Hermann Görtz was buried at Deansgrange Cemetery and his coffin was draped with a large swastika flag, probably by one of the O’Farrell sisters, who were very anti-British and pro-Irish Republican and even lived with Görtz for a period. Under a blanket of darkness in 1974, German ex-army officers discreetly exhumed Görtz’s remains and re-interred them in the German War Cemetery in Glencree. (Note: The often mistaken “Star of David” on his gravestone merely indicates his birth date).
The war cemetery has other interesting features in addition to the historic graves. At the top of the old quarry there’s a large Celtic high cross.
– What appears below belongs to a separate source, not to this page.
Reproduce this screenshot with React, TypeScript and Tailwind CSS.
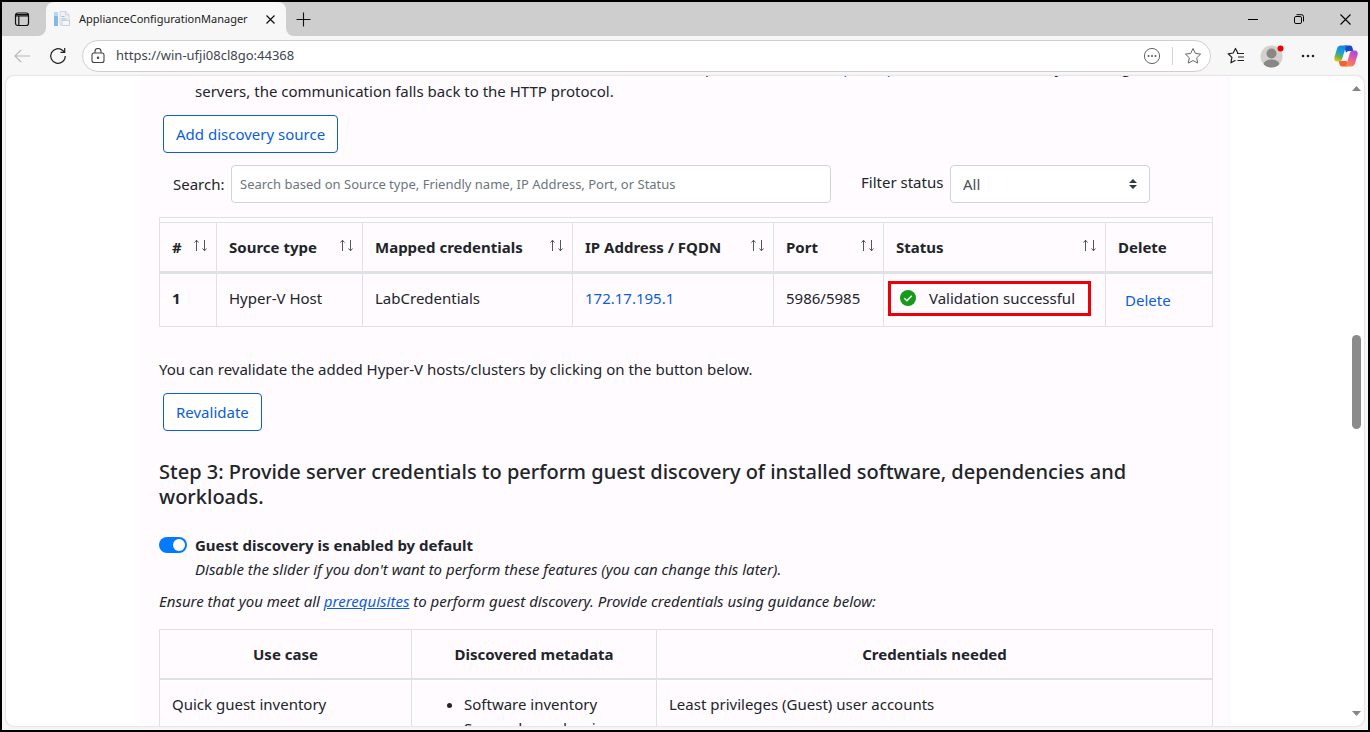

By the entrance there’s a poem by Professor Stan O’Brien, supporter of the Irish German Society. To the left upon entering the cemetery is the “Hall of Honour” on which a mosaic of the Pietà designed by Berlz is set.
Know Before You Go
The cemetery is sign-posted on the road coming up to the bend before the Glencree Centre for Peace and Reconciliation from the Enniskerry direction.
There is a rough path up to the high cross to the right of the Hermann Görtz memorial. It can be treacherous particularly after rain. Wear good walking/hiking boots and don't allow children unsupervised. At the top by the high cross, do not stray too close to the edge as it is a sheer drop. There is also a falling rock warning.